Dr. Bürklin-Wolf Wachenheimer Gerümpel Riesling trocken “P.C.” 2010
25€; 13% abv; 7,8 g/l acidity; 8 g/l sugar. This was a very enjoyable wine. Ripe but gloriously mineral, pure Riesling aromas. Enormously concentrated - more than I would ideally prefer -, but with good acidity and just the right touch of sugar to keep this charming and instantly loveable instead of being austere and painful. Long, dry finish. If this is one of the de-acidified 2010s, the process seems to have worked here - this is really quite beautiful. Does anyone know if Dr. B-W was one of the estates that de-acidified?

Has anyone made a list of who de-acidified and who didn’t? How is de-acidification supposed to show in the wine - as in are there detrimental side-effects that might be noticeable?

How do you de-acidify a wine? Baking soda?

Has anyone made a list of who de-acidified and who didn’t: No. And even if someone did the results would permanently be in dispute, as various folks have claimed not to have de-acidified, while others said that anyone who said they didn’t de-acidify is lying. (And by the way, questions on de-acidification would likely be on a wine by wine basis, not across a producer, at least for better estates.)

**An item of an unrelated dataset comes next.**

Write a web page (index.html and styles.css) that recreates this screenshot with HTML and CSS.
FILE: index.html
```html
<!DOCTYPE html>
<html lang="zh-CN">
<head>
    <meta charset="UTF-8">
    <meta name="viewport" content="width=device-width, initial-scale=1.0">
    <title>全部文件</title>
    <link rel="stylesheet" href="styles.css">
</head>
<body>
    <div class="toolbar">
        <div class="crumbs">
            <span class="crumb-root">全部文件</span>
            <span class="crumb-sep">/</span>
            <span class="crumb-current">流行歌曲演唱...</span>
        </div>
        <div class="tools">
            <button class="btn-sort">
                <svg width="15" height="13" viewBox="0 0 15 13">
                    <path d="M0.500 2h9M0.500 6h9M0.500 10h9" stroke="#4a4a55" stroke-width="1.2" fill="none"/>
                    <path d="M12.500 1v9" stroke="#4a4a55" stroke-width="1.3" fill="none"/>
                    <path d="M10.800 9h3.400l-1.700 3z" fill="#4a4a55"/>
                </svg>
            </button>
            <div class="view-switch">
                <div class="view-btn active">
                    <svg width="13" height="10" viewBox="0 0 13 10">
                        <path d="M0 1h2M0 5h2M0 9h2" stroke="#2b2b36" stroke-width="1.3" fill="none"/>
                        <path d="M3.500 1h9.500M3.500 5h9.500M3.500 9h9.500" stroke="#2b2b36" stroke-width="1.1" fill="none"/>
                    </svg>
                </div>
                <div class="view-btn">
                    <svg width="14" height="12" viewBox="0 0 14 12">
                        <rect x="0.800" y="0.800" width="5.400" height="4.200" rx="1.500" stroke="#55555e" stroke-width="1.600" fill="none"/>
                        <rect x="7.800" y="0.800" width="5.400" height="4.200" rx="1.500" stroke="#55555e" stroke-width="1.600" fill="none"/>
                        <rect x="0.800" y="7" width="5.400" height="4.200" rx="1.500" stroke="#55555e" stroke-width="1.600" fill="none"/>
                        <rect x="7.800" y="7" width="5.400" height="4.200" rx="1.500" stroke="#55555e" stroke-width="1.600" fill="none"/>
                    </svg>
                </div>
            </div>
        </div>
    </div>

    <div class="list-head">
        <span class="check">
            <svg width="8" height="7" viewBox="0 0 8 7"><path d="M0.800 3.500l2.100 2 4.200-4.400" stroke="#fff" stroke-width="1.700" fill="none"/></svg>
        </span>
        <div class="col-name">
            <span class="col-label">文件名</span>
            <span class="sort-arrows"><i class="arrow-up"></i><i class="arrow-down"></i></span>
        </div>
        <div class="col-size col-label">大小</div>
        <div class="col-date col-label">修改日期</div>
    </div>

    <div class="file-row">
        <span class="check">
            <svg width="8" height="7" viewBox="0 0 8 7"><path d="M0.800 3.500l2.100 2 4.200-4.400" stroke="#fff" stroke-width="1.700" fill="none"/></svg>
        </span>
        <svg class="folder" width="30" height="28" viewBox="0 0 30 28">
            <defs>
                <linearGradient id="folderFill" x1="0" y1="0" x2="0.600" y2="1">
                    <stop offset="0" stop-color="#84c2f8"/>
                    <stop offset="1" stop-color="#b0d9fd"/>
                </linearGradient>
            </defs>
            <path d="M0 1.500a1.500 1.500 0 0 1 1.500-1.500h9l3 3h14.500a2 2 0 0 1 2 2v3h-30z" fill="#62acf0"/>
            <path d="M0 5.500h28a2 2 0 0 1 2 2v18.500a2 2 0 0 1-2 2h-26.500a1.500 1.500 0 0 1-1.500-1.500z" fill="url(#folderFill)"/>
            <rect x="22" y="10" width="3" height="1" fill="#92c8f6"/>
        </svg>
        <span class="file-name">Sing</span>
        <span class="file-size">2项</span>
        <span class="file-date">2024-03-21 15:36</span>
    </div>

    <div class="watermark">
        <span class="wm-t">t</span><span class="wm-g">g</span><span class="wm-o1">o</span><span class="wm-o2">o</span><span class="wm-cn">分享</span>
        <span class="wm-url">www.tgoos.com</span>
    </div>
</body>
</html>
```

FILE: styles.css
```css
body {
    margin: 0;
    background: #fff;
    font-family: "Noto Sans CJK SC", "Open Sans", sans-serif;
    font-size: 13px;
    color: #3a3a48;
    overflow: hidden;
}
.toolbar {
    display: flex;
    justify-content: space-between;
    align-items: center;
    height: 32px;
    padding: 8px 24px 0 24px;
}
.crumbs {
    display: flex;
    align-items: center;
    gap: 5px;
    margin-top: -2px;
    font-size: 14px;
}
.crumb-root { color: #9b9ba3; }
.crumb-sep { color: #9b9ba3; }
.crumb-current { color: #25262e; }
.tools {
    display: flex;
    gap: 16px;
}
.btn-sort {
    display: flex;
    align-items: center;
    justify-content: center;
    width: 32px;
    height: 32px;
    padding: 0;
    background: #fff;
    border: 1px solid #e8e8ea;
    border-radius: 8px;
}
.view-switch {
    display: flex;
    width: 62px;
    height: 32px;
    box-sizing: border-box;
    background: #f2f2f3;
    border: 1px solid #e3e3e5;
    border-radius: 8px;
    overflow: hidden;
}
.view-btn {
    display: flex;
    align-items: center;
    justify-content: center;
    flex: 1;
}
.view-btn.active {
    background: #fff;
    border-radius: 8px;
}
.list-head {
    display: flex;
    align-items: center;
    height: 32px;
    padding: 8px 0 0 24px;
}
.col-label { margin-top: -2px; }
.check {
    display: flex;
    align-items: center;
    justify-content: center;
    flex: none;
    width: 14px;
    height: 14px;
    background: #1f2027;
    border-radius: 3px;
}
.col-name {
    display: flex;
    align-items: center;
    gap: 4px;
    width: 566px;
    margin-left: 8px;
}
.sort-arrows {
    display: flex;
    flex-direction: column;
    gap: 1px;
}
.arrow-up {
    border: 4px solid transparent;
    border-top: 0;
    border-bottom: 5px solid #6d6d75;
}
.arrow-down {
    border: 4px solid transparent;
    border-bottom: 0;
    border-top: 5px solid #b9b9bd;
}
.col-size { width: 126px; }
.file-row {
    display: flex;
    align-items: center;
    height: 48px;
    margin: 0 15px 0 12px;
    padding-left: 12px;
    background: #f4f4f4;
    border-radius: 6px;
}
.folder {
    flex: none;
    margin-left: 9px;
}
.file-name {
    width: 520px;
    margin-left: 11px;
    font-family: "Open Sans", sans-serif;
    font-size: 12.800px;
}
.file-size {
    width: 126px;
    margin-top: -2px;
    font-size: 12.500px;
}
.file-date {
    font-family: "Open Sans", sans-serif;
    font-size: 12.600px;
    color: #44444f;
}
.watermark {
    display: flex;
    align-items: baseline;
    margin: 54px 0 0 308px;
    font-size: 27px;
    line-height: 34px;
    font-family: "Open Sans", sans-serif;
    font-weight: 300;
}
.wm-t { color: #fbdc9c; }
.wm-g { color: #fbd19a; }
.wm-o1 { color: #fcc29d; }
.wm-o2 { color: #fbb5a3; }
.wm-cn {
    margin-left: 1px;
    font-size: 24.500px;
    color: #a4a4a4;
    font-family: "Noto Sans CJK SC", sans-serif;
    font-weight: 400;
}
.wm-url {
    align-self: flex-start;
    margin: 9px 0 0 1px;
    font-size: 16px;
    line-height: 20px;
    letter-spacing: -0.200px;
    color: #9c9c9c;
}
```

How is de-acidification supposed to show in the wine: Some say it strips the “soul” (whatever that means) from the wine. Of course many 2010s strip the enamel from your teeth, so pick your poison - eternal vinous damnation or dental pain. As for how it really shows - anybody’s guess, except that the acidity will be lower.

are there detrimental side-effects that might be noticeable: See the answer to the question above. It’s a question of vibrancy, but some 2010s were a little bit too vibrant for mixed company.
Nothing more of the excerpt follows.